Columna publicada el domingo 18 de septiembre de 2022 por La Tercera
El “electorado infiel” del que habló la académica Kathya Araujo a inicios de este año parece ser también un “electorado racional”. Así lo presentaron los investigadores Matías Bargsted y Andrés González a la luz de los resultados de una encuesta Cadem realizada pocos días antes del plebiscito, donde se preguntó a cerca de 1500 personas los motivos centrales en la definición de su voto. Las conclusiones son reveladoras: ese mismo conjunto de votantes que regularmente modifica sus preferencias sin que la clase política pueda entender muy bien por qué, decide qué votar por razones bien fundadas y, por lo visto, mucho más informado de lo que se pensó. No hay acá una ciudadanía loca, por más que castigue a poco andar a los que ganan, ni una irracional que se mueve por bajas pasiones, manipulada por grupos que no quieren perder sus privilegios.
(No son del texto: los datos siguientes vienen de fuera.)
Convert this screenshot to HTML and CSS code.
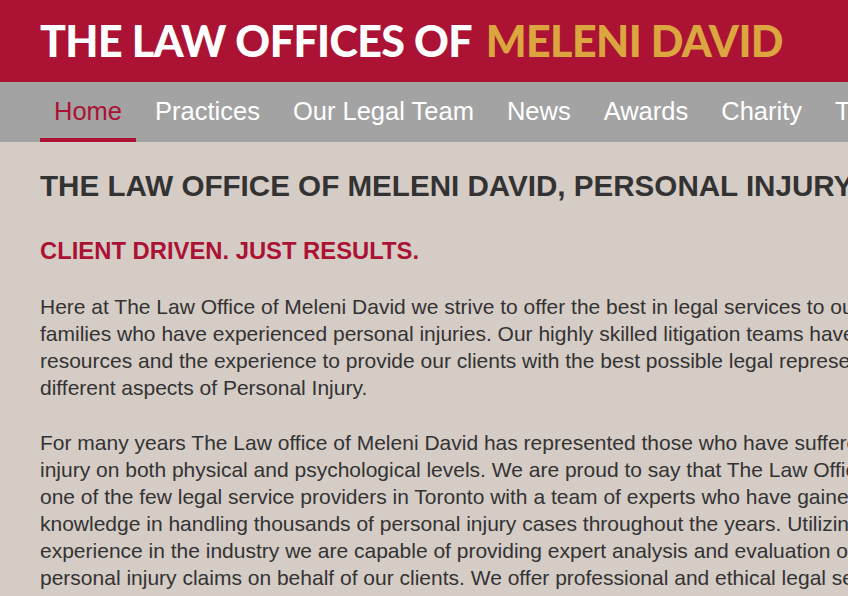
FILE: index.html
```html
<!DOCTYPE html>
<html lang="en">
<head>
    <meta charset="UTF-8">
    <meta name="viewport" content="width=device-width, initial-scale=1.0">
    <title>The Law Offices of Meleni David</title>
    <link rel="stylesheet" href="styles.css">
</head>
<body>
    <!-- Header -->
    <header class="site-header">
        <div class="logo">
            <span class="logo-white">THE LAW OFFICES OF</span>
            <span class="logo-gold">MELENI DAVID</span>
        </div>
    </header>

    <!-- Navigation -->
    <nav class="main-nav">
        <a href="#" class="nav-link active">Home</a>
        <a href="#" class="nav-link">Practices</a>
        <a href="#" class="nav-link">Our Legal Team</a>
        <a href="#" class="nav-link">News</a>
        <a href="#" class="nav-link">Awards</a>
        <a href="#" class="nav-link">Charity</a>
        <a href="#" class="nav-link">Testimonials</a>
        <a href="#" class="nav-link">Contact</a>
    </nav>

    <!-- Main Content -->
    <main class="content">
        <h1>THE LAW OFFICE OF MELENI DAVID, PERSONAL INJURY LAWYERS</h1>
        <h2>CLIENT DRIVEN. JUST RESULTS.</h2>
        <p>Here at The Law Office of Meleni David we strive to offer the best in legal services to our injured clients and their families who have experienced personal injuries. Our highly skilled litigation teams have the knowledge, the resources and the experience to provide our clients with the best possible legal representation in each of the different aspects of Personal Injury.</p>
        <p>For many years The Law office of Meleni David has represented those who have suffered a serious personal injury on both physical and psychological levels. We are proud to say that The Law Office of Meleni David is now one of the few legal service providers in Toronto with a team of experts who have gained the expertise and knowledge in handling thousands of personal injury cases throughout the years. Utilizing our many years of experience in the industry we are capable of providing expert analysis and evaluation of the merits and value of personal injury claims on behalf of our clients. We offer professional and ethical legal services to our clients and free of charge in cases which include those of Motor vehicle accidents, Slip and fall accidents and more.</p>
    </main>
</body>
</html>
```

FILE: styles.css
```css
html, body {
    overflow: hidden;
}

body {
    margin: 0;
    padding: 0;
    min-width: 1140px;
    background: #d5ccc6;
    font-family: "Liberation Sans", Arial, sans-serif;
    color: #333;
}

.site-header {
    height: 82px;
    background: #ab1233;
    display: flex;
    align-items: center;
    padding: 0 40px 2px;
    box-sizing: border-box;
}

.logo {
    font-family: "Lato", sans-serif;
    font-weight: 900;
    font-size: 43px;
    line-height: 1;
    letter-spacing: -0.6px;
    white-space: nowrap;
}

.logo-white {
    color: #fff;
}

.logo-gold {
    color: #dba53f;
    margin-left: 5px;
}

.main-nav {
    height: 60px;
    background: #a3a3a3;
    display: flex;
    gap: 5px;
    padding: 0 40px;
    white-space: nowrap;
}

.nav-link {
    display: flex;
    align-items: center;
    padding: 2px 14px 0;
    font-size: 25.5px;
    color: #fff;
    text-decoration: none;
    border-bottom: 4px solid transparent;
}

.nav-link.active {
    color: #ab1233;
    border-bottom-color: #ab1233;
}

.content {
    width: 1060px;
    padding: 0 40px;
}

.content h1 {
    margin: 27px 0 0;
    font-size: 29.6px;
    white-space: nowrap;
}

.content h2 {
    margin: 34px 0 0;
    font-size: 23.8px;
    color: #ab1233;
}

.content p {
    margin: 28px 0 27px;
    font-size: 21px;
    line-height: 27px;
}
```
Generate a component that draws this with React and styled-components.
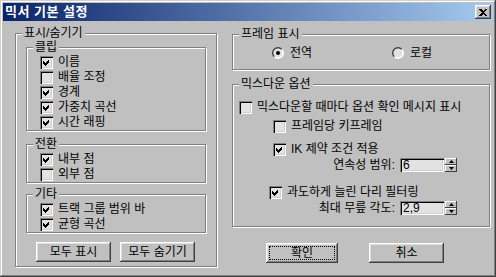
import React from "react";
import styled, { createGlobalStyle } from "styled-components";

const GlobalStyle = createGlobalStyle`
  html, body {
    margin: 0;
    padding: 0;
    background: #c0c0c0;
  }
  body {
    font-family: "Liberation Sans", "Noto Sans CJK KR", sans-serif;
    font-size: 12px;
    color: #000;
  }
`;

const Window = styled.div`
  width: 496px;
  height: 277px;
  box-sizing: border-box;
  padding: 3px;
  background: #c0c0c0;
  display: flex;
  flex-direction: column;
  box-shadow: inset -1px -1px #404040, inset 1px 1px #d4d0c8,
    inset -2px -2px #808080, inset 2px 2px #fff;
`;

const TitleBar = styled.div`
  height: 18px;
  display: flex;
  align-items: center;
  justify-content: space-between;
  padding: 0 2px;
  background: linear-gradient(to right, #0a246a, #a6caf0);
`;

const TitleText = styled.span`
  color: #fff;
  font-weight: bold;
  font-size: 13px;
  line-height: 18px;
  letter-spacing: 0.5px;
`;

const CloseButton = styled.div`
  width: 16px;
  height: 14px;
  background: #c0c0c0;
  display: flex;
  align-items: center;
  justify-content: center;
  box-shadow: inset -1px -1px #404040, inset 1px 1px #fff,
    inset -2px -2px #808080, inset 2px 2px #dfdfdf;
`;

const Body = styled.div`
  display: flex;
  gap: 15px;
  padding: 12px 0 0 12px;
`;

const Column = styled.div`
  display: flex;
  flex-direction: column;
  width: ${(p) => p.$w}px;
  padding-top: ${(p) => p.$pt || 0}px;
`;

const Group = styled.div`
  position: relative;
  box-sizing: border-box;
  height: ${(p) => p.$h}px;
  margin-top: ${(p) => p.$mt || 0}px;
  padding: ${(p) => p.$pad || "7px 0 0 0"};
  border: 1px solid #808080;
  box-shadow: 1px 1px 0 #fff, inset 1px 1px 0 #fff;
  display: flex;
  flex-direction: column;
`;

const Legend = styled.span`
  position: absolute;
  top: -8px;
  left: 6px;
  padding: 0 2px;
  background: #c0c0c0;
  line-height: 15px;
  white-space: nowrap;
`;

const Row = styled.div`
  display: flex;
  align-items: center;
  height: ${(p) => p.$h || 15}px;
  margin-top: ${(p) => p.$mt || 0}px;
  padding-left: ${(p) => p.$indent || 0}px;
  gap: 5px;
  white-space: nowrap;
  line-height: 15px;
`;

const FieldRow = styled(Row)`
  justify-content: flex-end;
  padding-right: 32px;
  gap: 0;
`;

const FieldLabel = styled.span`
  margin-right: 5px;
`;

const Box = styled.span`
  width: 13px;
  height: 13px;
  flex: none;
  background: #e2e2e2;
  box-shadow: inset 1px 1px 0 #808080, inset 2px 2px 0 #000,
    inset -1px -1px 0 #fff, inset -2px -2px 0 #d4d0c8;
  display: flex;
`;

const RadioWrap = styled.div`
  display: flex;
  align-items: center;
  gap: 6px;
  width: ${(p) => p.$w}px;
`;

const Edit = styled.div`
  width: 44px;
  height: 14px;
  box-sizing: border-box;
  padding: 0 3px;
  background: #e2e2e2;
  font-size: 12px;
  line-height: 14px;
  box-shadow: inset 1px 1px 0 #808080, inset 2px 2px 0 #000,
    inset -1px -1px 0 #fff, inset -2px -2px 0 #d4d0c8;
`;

const Spinner = styled.div`
  width: 12px;
  height: 14px;
  margin-left: 1px;
  display: flex;
  flex-direction: column;
`;

const SpinHalf = styled.div`
  height: 7px;
  background: #c0c0c0;
  display: flex;
  align-items: center;
  justify-content: center;
  box-shadow: inset -1px -1px #404040, inset 1px 1px #fff;
`;

const ButtonRow = styled.div`
  display: flex;
  gap: ${(p) => p.$gap}px;
  margin-top: ${(p) => p.$mt}px;
  padding-left: ${(p) => p.$indent}px;
`;

const Button = styled.div`
  width: ${(p) => p.$w || 75}px;
  height: 20px;
  box-sizing: border-box;
  display: flex;
  align-items: center;
  justify-content: center;
  background: #c0c0c0;
  line-height: 20px;
  box-shadow: inset -1px -1px #404040, inset 1px 1px #fff,
    inset -2px -2px #808080, inset 2px 2px #dfdfdf;
  outline: ${(p) => (p.$focus ? "1px dotted #000" : "none")};
  outline-offset: -4px;
`;

function CheckBox({ checked }) {
  return (
    <Box>
      {checked && (
        <svg width="13" height="13" viewBox="0 0 13 13" shapeRendering="crispEdges">
          <polygon points="3,5 5,7 9,3 9,6 5,10 3,8" fill="#000" />
        </svg>
      )}
    </Box>
  );
}

function Check({ checked, label, ...rest }) {
  return (
    <Row {...rest}>
      <CheckBox checked={checked} />
      <span>{label}</span>
    </Row>
  );
}

function Radio({ selected, label, w }) {
  return (
    <RadioWrap $w={w}>
      <svg width="12" height="12" viewBox="0 0 12 12">
        <defs>
          <linearGradient id="rg" x1="0" y1="0" x2="1" y2="1">
            <stop offset="0.45" stopColor="#404040" />
            <stop offset="0.55" stopColor="#ffffff" />
          </linearGradient>
        </defs>
        <circle cx="6" cy="6" r="5.3" fill="#e2e2e2" stroke="url(#rg)" strokeWidth="1.4" />
        {selected && <circle cx="6" cy="6" r="2" fill="#000" />}
      </svg>
      <span>{label}</span>
    </RadioWrap>
  );
}

function SpinField({ label, value, ...rest }) {
  return (
    <FieldRow $h={14} {...rest}>
      <FieldLabel>{label}</FieldLabel>
      <Edit>{value}</Edit>
      <Spinner>
        <SpinHalf>
          <svg width="5" height="3" viewBox="0 0 5 3">
            <polygon points="2.5,0 5,3 0,3" fill="#000" />
          </svg>
        </SpinHalf>
        <SpinHalf>
          <svg width="5" height="3" viewBox="0 0 5 3">
            <polygon points="0,0 5,0 2.5,3" fill="#000" />
          </svg>
        </SpinHalf>
      </Spinner>
    </FieldRow>
  );
}

export default function App() {
  return (
    <>
      <GlobalStyle />
      <Window>
        <TitleBar>
          <TitleText>믹서 기본 설정</TitleText>
          <CloseButton>
            <svg width="8" height="7" viewBox="0 0 8 7" shapeRendering="crispEdges">
              <path d="M0 0h2l2 2 2-2h2L5 3.5 8 7H6L4 5 2 7H0l3-3.5z" fill="#000" />
            </svg>
          </CloseButton>
        </TitleBar>
        <Body>
          <Column $w={202}>
            <Group $h={234} $pad="13px 10px 0 10px">
              <Legend>표시/숨기기</Legend>
              <Group $h={84} $pad="7px 0 0 13px">
                <Legend>클립</Legend>
                <Check checked label="이름" />
                <Check label="배율 조정" />
                <Check checked label="경계" />
                <Check checked label="가중치 곡선" />
                <Check checked label="시간 래핑" />
              </Group>
              <Group $h={39} $mt={13} $pad="7px 0 0 13px">
                <Legend>전환</Legend>
                <Check checked label="내부 점" />
                <Check label="외부 점" />
              </Group>
              <Group $h={39} $mt={11} $pad="7px 0 0 13px">
                <Legend>기타</Legend>
                <Check checked label="트랙 그룹 범위 바" />
                <Check checked label="균형 곡선" />
              </Group>
              <ButtonRow $gap={9} $mt={9} $indent={10}>
                <Button>모두 표시</Button>
                <Button>모두 숨기기</Button>
              </ButtonRow>
            </Group>
          </Column>
          <Column $w={258} $pt={1}>
            <Group $h={36} $pad="11px 0 0 39px">
              <Legend>프레임 표시</Legend>
              <Row $h={14} $indent={0}>
                <Radio selected label="전역" w={115} />
                <Radio label="로컬" w={60} />
              </Row>
            </Group>
            <Group $h={143} $mt={14} $pad="0">
              <Legend>믹스다운 옵션</Legend>
              <Check $mt={15} $indent={6} label="믹스다운할 때마다 옵션 확인 메시지 표시" />
              <Check $mt={4} $indent={40} label="프레임당 키프레임" />
              <Check $mt={8} $indent={40} checked label="IK 제약 조건 적용" />
              <SpinField $mt={1} label="연속성 범위:" value="6" />
              <Check $mt={13} $indent={36} checked label="과도하게 늘린 다리 필터링" />
              <SpinField $mt={1} label="최대 무릎 각도:" value="2,9" />
            </Group>
            <ButtonRow $gap={31} $mt={16} $indent={34}>
              <Button $w={72} $focus>확인</Button>
              <Button $w={75}>취소</Button>
            </ButtonRow>
          </Column>
        </Body>
      </Window>
    </>
  );
}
Dura constatación la de esta evidencia, que viene a refutar las extendidas descalificaciones que, disfrazadas de argumentos, intentaron explicar la derrota abrumadora del Apruebo.
Por más brutal que haya sido el desprecio mostrado por una importante parte del mundo de la izquierda, la reacción no es demasiado novedosa. La hemos visto en otras partes del mundo. Cuando las decisiones de la gente común no calzan con las aspiraciones de quienes se han autodesignado como sus más legítimos portavoces, se responde con la acusación propia de aquel que se siente traicionado. La vanguardia de la que habló el Presidente Boric al referirse a la Convención y sus más férreos defensores, se identifica con el pueblo hasta que este despierta en los términos del adversario. En ese caso, en lugar de preguntarse por los motivos del propio fracaso, una porción significativa de intelectuales y políticos se muestran decepcionados pues, ante tanto esfuerzo, la ciudadanía no parece querer avanzar hacia el mejor destino auspiciado por ellos. Es que la gente no sabe lo que quiere; hay que anunciárselo, y si no se convence, habrá que atribuirlo a los medios controlados por los poderosos o a la supina ignorancia de grupos populares que, aparentemente y nadie sabe por qué, serían más vulnerables a la desinformación que el resto.

Pero las cosas no fueron así. La gente rechazó un texto que no la convenció, ni vio en él una respuesta acorde a sus demandas de cambio y certeza. No hay acá una sociedad radicalizada, insuficientemente progresista o atemorizada con la velocidad y profundidad de las transformaciones, sino una que reaccionó ante un diagnóstico equivocado: la lectura de un determinado grupo que confundió su propia agenda con la expectativa de las grandes mayorías. Sin embargo, no parece haber mucho espacio para esta reflexión. No es muy atractivo asumir el dato de un electorado racional, porque obliga a hacer autocríticas dolorosas. Se han mirado los ejemplos en otras partes del mundo, como la elección de Trump o el triunfo del Brexit, para constatar cómo ciertos liderazgos problemáticos o agendas supuestamente retardatarias logran imponerse sobre la base de la mentira, pero no para advertir que la desvaloración de las motivaciones de las personas suele traducirse en castigo a la hora del voto. La gente quiere que la política ofrezca cambios, pero no que busque transformarla a ella para moldearla a su antojo. Por momentos, el proceso constituyente y la propuesta de la Convención se inclinaron más por lo segundo. Y ante su fracaso, no han sabido escapar al mismo desprecio que los llevó a la derrota. De persistir en él, no podrán ejercer papel alguno en el desafío que tenemos aún por delante. Seguirán ensimismados en su frustración narcisista, en lugar de partir con actitud humilde a rehabilitar los lazos con la sociedad que dejaron de escuchar y valorar.